Hanging around the house so much has inspired many of us to get organized. We asked two professional organizers to share some tips on how to tackle the clutter and repurpose less-used spaces.
Amanda Jefferson trained with esteemed organization guru Marie Kondo in 2016. Her Media-based Indigo Organizing is dedicated to helping people simplify their lives so they can get back to what truly brings them joy.
Radnor’s Carrie Kauffman is the name behind Carrie’s Essential Services, an organization consulting business. She’s also the founder of Getting Organized on the Main Line, a Facebook group with over 10,000 members.
Here’s what they had to offer.
Make a plan before you start. “To set yourself up for success, it’s important to give yourself a timeline and not overwhelm yourself,” says Kauffman. “Take a before-and-after photo so you can see the difference.”
Jefferson adds: “The beautiful thing about the KonMari Method is that it gives you a roadmap, so you don’t have to guess where to start. You do the five categories in order—clothing, books, papers, and komono (miscellaneous) and sentimental items. Doing it in this order means you see progress fast.”
Some of us are now repurposing dining rooms and guest bedrooms as impromptu workspaces. Whatever space you’ve claimed as a temporary office, make sure it’s both productive and peaceful. “I think a mostly clear desk with just a few things that spark joy is the way to go,” says Jefferson. “Give yourself plenty of workspaces so you have room for your planner, your to-do list or a place to scribble notes.”
Both experts also suggest having an item or two on your desk that lifts your mood, whether it’s a family photo, artwork or something else that makes you smile.
Everyone knows the anxiety that comes with an overflowing inbox or a low storage alert. Start deleting what you can in a slow, methodical way to avoid being overwhelmed. “In the first hour, delete 20 files, then walk away. Come back the next hour and delete another 20, then walk away,” says Kauffman.
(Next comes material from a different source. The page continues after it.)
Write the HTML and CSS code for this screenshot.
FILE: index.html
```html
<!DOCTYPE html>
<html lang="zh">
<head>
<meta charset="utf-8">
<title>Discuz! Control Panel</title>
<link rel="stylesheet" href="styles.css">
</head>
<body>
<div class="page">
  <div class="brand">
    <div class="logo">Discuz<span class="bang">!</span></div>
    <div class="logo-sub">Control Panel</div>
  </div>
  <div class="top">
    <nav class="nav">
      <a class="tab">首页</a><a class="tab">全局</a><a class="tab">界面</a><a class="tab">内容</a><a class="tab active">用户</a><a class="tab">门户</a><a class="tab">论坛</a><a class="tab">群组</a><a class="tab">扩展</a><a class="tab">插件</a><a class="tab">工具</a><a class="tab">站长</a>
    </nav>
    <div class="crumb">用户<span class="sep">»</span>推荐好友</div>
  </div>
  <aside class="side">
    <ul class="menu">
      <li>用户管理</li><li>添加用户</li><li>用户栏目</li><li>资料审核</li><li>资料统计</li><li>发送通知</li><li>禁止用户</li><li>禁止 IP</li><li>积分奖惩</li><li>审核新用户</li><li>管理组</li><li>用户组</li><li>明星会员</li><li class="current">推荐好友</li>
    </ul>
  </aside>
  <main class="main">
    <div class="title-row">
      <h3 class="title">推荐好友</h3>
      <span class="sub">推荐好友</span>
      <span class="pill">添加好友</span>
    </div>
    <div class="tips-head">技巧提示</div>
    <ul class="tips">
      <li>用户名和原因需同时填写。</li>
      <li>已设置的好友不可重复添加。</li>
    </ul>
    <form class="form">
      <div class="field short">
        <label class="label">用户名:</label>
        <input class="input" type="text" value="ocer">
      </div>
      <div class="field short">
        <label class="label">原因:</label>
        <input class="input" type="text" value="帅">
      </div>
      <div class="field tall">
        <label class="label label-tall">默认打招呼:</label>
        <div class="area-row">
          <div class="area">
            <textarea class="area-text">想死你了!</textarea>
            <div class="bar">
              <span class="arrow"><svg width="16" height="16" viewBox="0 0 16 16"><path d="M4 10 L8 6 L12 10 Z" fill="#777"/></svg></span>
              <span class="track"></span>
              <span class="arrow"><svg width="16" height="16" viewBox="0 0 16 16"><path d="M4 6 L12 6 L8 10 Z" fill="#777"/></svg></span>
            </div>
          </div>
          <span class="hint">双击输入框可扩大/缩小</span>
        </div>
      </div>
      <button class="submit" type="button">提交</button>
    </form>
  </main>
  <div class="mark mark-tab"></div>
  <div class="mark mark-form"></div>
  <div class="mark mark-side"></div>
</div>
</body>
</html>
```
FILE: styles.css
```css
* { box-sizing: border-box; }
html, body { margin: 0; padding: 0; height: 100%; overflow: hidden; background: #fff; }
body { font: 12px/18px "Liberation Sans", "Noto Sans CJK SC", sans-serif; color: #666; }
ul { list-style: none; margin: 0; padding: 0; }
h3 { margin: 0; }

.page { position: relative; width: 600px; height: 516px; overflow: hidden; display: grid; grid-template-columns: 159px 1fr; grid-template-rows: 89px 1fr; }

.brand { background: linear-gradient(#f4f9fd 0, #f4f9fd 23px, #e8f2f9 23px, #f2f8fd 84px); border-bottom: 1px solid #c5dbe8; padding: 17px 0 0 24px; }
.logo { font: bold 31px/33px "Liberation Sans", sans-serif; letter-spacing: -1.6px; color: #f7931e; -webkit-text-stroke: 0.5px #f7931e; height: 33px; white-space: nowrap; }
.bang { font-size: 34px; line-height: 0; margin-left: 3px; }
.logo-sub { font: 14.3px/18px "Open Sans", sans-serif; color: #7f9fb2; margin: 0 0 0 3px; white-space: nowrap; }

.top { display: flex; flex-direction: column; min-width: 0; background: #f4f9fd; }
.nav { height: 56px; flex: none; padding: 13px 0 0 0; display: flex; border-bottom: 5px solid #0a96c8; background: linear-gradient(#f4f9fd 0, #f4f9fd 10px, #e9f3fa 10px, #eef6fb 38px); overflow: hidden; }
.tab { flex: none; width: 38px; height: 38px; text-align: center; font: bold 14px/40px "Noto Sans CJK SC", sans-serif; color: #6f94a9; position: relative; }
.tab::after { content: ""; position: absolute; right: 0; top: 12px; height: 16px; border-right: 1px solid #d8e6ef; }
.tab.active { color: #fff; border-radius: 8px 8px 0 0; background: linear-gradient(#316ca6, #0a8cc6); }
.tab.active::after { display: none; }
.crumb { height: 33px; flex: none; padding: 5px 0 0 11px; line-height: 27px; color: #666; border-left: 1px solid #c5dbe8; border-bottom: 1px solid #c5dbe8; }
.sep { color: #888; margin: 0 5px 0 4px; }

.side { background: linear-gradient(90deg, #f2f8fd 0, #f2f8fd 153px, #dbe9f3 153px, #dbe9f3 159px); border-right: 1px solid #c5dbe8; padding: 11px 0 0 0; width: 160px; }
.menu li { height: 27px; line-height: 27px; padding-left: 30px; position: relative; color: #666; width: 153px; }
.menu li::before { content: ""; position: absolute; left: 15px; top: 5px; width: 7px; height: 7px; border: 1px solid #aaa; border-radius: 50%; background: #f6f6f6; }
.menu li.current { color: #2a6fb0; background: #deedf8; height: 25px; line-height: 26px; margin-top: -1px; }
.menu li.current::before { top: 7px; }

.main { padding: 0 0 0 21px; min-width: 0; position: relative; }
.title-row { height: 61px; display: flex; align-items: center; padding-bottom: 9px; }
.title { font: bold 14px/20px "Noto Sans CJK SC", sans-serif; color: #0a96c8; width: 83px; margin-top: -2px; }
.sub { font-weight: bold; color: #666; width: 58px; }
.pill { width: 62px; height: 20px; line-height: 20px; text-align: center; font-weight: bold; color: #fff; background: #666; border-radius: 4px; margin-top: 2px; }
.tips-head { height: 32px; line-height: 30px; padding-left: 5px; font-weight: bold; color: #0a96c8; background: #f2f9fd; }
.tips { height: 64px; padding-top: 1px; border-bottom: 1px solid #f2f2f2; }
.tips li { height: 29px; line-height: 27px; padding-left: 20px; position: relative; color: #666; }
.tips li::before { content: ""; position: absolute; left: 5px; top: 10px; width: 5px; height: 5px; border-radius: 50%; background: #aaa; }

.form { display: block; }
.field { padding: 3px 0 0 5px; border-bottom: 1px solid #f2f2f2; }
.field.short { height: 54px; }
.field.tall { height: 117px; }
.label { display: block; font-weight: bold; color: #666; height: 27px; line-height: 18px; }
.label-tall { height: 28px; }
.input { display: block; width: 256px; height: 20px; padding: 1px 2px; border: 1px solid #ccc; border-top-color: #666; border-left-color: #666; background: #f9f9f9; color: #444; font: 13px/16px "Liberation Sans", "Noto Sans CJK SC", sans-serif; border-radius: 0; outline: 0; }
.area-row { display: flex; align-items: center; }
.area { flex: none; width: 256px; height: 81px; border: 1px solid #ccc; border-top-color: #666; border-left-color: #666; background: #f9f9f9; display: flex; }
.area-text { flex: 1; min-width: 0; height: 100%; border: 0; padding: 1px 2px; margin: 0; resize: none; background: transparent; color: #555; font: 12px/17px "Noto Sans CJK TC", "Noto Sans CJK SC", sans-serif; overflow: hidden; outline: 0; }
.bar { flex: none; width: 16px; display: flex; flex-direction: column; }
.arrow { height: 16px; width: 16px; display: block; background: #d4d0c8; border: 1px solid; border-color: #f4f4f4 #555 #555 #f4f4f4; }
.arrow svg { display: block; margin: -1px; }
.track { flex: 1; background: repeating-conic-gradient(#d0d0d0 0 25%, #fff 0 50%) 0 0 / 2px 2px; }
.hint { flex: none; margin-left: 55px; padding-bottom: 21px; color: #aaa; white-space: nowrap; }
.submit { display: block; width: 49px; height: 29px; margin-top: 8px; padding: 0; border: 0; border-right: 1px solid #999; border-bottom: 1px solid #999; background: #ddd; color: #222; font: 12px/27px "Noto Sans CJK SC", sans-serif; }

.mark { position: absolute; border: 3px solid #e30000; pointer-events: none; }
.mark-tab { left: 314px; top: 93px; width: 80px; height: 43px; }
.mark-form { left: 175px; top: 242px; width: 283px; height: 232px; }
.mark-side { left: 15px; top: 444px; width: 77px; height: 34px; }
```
Then go through your emails and tag important ones with different colors. “Pick a color for your business—mine’s green,” Kauffman says. “Then add one for your family, like blue.”
Donation centers may be closed right now, but don’t let that keep you from separating a few bags or boxes and setting them aside for local charities.
You have to find creative ways to compartmentalize when your space is limited. “The Time Timer works well for my 7-year-old daughter,” Jefferson says. “If I set it on 25 minutes, she can see the red triangle getting smaller and smaller, and she can better manage her urge to interrupt me. You might also try a playful sign on the door—like ‘On the Air.’”
Kauffman recommends visual separation. “Partition off part of your bedroom so you don’t see that computer at night—or if you need to be in the same room as your kids, partition off the part of the family room where you have your work,” she says. “Use something like a shower curtain to hide yourself in your workspace.”
For Jefferson, making the bed every morning is non-negotiable—and so is keeping the bathroom sink wiped down. She also dedicates 15 minutes a day to other regular chores.
Kauffman brings her kids into it, so “everyone knows we’re in this together.” The key: Give everyone a chore that matches their abilities.